### INFORMATION SUPPLIED
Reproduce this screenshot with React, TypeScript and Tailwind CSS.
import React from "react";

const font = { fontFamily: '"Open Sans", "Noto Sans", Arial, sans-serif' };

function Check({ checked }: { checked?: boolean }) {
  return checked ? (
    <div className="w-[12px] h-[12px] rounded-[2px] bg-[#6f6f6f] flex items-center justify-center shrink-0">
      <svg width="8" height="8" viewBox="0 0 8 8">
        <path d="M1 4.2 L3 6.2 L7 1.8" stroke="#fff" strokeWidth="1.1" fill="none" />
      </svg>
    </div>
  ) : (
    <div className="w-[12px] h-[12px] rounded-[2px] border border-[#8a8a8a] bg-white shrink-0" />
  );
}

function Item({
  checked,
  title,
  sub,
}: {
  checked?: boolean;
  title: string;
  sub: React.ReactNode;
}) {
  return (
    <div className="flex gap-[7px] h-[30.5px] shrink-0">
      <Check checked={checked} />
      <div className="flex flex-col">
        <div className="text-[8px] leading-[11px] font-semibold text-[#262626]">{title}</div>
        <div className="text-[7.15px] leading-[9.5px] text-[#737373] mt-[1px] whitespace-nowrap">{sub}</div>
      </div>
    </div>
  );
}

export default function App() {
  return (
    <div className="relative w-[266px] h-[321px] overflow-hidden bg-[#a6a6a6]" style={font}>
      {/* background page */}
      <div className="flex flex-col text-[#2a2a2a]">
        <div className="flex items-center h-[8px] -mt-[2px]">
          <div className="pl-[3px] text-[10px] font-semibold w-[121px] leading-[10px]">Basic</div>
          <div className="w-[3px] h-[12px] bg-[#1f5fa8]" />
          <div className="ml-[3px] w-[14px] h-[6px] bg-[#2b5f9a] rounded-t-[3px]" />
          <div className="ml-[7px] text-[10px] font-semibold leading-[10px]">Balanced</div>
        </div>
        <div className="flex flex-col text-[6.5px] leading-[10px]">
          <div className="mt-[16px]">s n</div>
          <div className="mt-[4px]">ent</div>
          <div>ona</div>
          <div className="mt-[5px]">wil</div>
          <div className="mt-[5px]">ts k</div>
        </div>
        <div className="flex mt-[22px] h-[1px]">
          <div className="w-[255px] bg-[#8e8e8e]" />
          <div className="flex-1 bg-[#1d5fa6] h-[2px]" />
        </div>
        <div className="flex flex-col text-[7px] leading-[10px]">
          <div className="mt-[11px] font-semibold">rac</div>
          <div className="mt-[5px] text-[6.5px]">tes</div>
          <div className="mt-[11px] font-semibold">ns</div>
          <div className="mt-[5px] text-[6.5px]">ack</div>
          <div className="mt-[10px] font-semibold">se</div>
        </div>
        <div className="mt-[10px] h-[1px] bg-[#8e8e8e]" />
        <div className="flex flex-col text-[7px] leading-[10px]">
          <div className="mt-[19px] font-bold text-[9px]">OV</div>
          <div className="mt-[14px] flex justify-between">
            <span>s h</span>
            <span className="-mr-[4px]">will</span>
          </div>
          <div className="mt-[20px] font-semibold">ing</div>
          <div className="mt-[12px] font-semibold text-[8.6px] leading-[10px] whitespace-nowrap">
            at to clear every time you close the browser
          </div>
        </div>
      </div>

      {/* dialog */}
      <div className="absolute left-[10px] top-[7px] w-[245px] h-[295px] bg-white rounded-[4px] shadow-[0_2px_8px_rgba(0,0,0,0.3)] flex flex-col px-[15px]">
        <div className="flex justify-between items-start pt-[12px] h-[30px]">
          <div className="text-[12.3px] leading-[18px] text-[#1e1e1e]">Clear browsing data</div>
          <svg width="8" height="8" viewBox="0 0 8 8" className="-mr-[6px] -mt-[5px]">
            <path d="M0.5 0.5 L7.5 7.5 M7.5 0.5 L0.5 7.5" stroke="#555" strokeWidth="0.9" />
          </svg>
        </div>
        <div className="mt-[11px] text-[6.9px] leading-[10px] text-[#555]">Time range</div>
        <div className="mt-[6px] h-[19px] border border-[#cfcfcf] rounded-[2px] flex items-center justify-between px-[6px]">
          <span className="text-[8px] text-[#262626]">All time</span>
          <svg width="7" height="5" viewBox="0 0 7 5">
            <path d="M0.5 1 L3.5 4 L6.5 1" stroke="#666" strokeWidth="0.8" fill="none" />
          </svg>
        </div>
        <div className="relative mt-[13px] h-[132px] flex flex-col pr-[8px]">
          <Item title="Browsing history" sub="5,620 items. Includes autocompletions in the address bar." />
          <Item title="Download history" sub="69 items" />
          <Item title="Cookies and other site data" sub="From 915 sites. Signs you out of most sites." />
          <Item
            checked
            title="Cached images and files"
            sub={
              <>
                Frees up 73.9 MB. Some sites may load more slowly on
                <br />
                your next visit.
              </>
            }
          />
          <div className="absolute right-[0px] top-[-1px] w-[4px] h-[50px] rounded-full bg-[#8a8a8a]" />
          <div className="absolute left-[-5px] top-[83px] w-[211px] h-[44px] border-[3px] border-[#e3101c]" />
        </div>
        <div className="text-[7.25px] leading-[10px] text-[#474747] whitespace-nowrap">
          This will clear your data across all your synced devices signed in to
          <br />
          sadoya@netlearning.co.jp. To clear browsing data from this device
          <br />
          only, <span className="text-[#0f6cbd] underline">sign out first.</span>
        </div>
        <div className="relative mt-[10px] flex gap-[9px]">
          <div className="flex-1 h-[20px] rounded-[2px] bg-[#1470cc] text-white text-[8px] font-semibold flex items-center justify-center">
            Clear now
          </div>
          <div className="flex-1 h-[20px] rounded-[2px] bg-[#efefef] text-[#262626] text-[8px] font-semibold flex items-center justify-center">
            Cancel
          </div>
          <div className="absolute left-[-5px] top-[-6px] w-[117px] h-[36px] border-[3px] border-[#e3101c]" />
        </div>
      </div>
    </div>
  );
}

### TO BE DONE
Word for word, write out all of the data above.

### CORRECT ANSWER
Reproduce this screenshot with React, TypeScript and Tailwind CSS.
import React from "react";

const font = { fontFamily: '"Open Sans", "Noto Sans", Arial, sans-serif' };

function Check({ checked }: { checked?: boolean }) {
  return checked ? (
    <div className="w-[12px] h-[12px] rounded-[2px] bg-[#6f6f6f] flex items-center justify-center shrink-0">
      <svg width="8" height="8" viewBox="0 0 8 8">
        <path d="M1 4.2 L3 6.2 L7 1.8" stroke="#fff" strokeWidth="1.1" fill="none" />
      </svg>
    </div>
  ) : (
    <div className="w-[12px] h-[12px] rounded-[2px] border border-[#8a8a8a] bg-white shrink-0" />
  );
}

function Item({
  checked,
  title,
  sub,
}: {
  checked?: boolean;
  title: string;
  sub: React.ReactNode;
}) {
  return (
    <div className="flex gap-[7px] h-[30.5px] shrink-0">
      <Check checked={checked} />
      <div className="flex flex-col">
        <div className="text-[8px] leading-[11px] font-semibold text-[#262626]">{title}</div>
        <div className="text-[7.15px] leading-[9.5px] text-[#737373] mt-[1px] whitespace-nowrap">{sub}</div>
      </div>
    </div>
  );
}

export default function App() {
  return (
    <div className="relative w-[266px] h-[321px] overflow-hidden bg-[#a6a6a6]" style={font}>
      {/* background page */}
      <div className="flex flex-col text-[#2a2a2a]">
        <div className="flex items-center h-[8px] -mt-[2px]">
          <div className="pl-[3px] text-[10px] font-semibold w-[121px] leading-[10px]">Basic</div>
          <div className="w-[3px] h-[12px] bg-[#1f5fa8]" />
          <div className="ml-[3px] w-[14px] h-[6px] bg-[#2b5f9a] rounded-t-[3px]" />
          <div className="ml-[7px] text-[10px] font-semibold leading-[10px]">Balanced</div>
        </div>
        <div className="flex flex-col text-[6.5px] leading-[10px]">
          <div className="mt-[16px]">s n</div>
          <div className="mt-[4px]">ent</div>
          <div>ona</div>
          <div className="mt-[5px]">wil</div>
          <div className="mt-[5px]">ts k</div>
        </div>
        <div className="flex mt-[22px] h-[1px]">
          <div className="w-[255px] bg-[#8e8e8e]" />
          <div className="flex-1 bg-[#1d5fa6] h-[2px]" />
        </div>
        <div className="flex flex-col text-[7px] leading-[10px]">
          <div className="mt-[11px] font-semibold">rac</div>
          <div className="mt-[5px] text-[6.5px]">tes</div>
          <div className="mt-[11px] font-semibold">ns</div>
          <div className="mt-[5px] text-[6.5px]">ack</div>
          <div className="mt-[10px] font-semibold">se</div>
        </div>
        <div className="mt-[10px] h-[1px] bg-[#8e8e8e]" />
        <div className="flex flex-col text-[7px] leading-[10px]">
          <div className="mt-[19px] font-bold text-[9px]">OV</div>
          <div className="mt-[14px] flex justify-between">
            <span>s h</span>
            <span className="-mr-[4px]">will</span>
          </div>
          <div className="mt-[20px] font-semibold">ing</div>
          <div className="mt-[12px] font-semibold text-[8.6px] leading-[10px] whitespace-nowrap">
            at to clear every time you close the browser
          </div>
        </div>
      </div>

      {/* dialog */}
      <div className="absolute left-[10px] top-[7px] w-[245px] h-[295px] bg-white rounded-[4px] shadow-[0_2px_8px_rgba(0,0,0,0.3)] flex flex-col px-[15px]">
        <div className="flex justify-between items-start pt-[12px] h-[30px]">
          <div className="text-[12.3px] leading-[18px] text-[#1e1e1e]">Clear browsing data</div>
          <svg width="8" height="8" viewBox="0 0 8 8" className="-mr-[6px] -mt-[5px]">
            <path d="M0.5 0.5 L7.5 7.5 M7.5 0.5 L0.5 7.5" stroke="#555" strokeWidth="0.9" />
          </svg>
        </div>
        <div className="mt-[11px] text-[6.9px] leading-[10px] text-[#555]">Time range</div>
        <div className="mt-[6px] h-[19px] border border-[#cfcfcf] rounded-[2px] flex items-center justify-between px-[6px]">
          <span className="text-[8px] text-[#262626]">All time</span>
          <svg width="7" height="5" viewBox="0 0 7 5">
            <path d="M0.5 1 L3.5 4 L6.5 1" stroke="#666" strokeWidth="0.8" fill="none" />
          </svg>
        </div>
        <div className="relative mt-[13px] h-[132px] flex flex-col pr-[8px]">
          <Item title="Browsing history" sub="5,620 items. Includes autocompletions in the address bar." />
          <Item title="Download history" sub="69 items" />
          <Item title="Cookies and other site data" sub="From 915 sites. Signs you out of most sites." />
          <Item
            checked
            title="Cached images and files"
            sub={
              <>
                Frees up 73.9 MB. Some sites may load more slowly on
                <br />
                your next visit.
              </>
            }
          />
          <div className="absolute right-[0px] top-[-1px] w-[4px] h-[50px] rounded-full bg-[#8a8a8a]" />
          <div className="absolute left-[-5px] top-[83px] w-[211px] h-[44px] border-[3px] border-[#e3101c]" />
        </div>
        <div className="text-[7.25px] leading-[10px] text-[#474747] whitespace-nowrap">
          This will clear your data across all your synced devices signed in to
          <br />
          sadoya@netlearning.co.jp. To clear browsing data from this device
          <br />
          only, <span className="text-[#0f6cbd] underline">sign out first.</span>
        </div>
        <div className="relative mt-[10px] flex gap-[9px]">
          <div className="flex-1 h-[20px] rounded-[2px] bg-[#1470cc] text-white text-[8px] font-semibold flex items-center justify-center">
            Clear now
          </div>
          <div className="flex-1 h-[20px] rounded-[2px] bg-[#efefef] text-[#262626] text-[8px] font-semibold flex items-center justify-center">
            Cancel
          </div>
          <div className="absolute left-[-5px] top-[-6px] w-[117px] h-[36px] border-[3px] border-[#e3101c]" />
        </div>
      </div>
    </div>
  );
}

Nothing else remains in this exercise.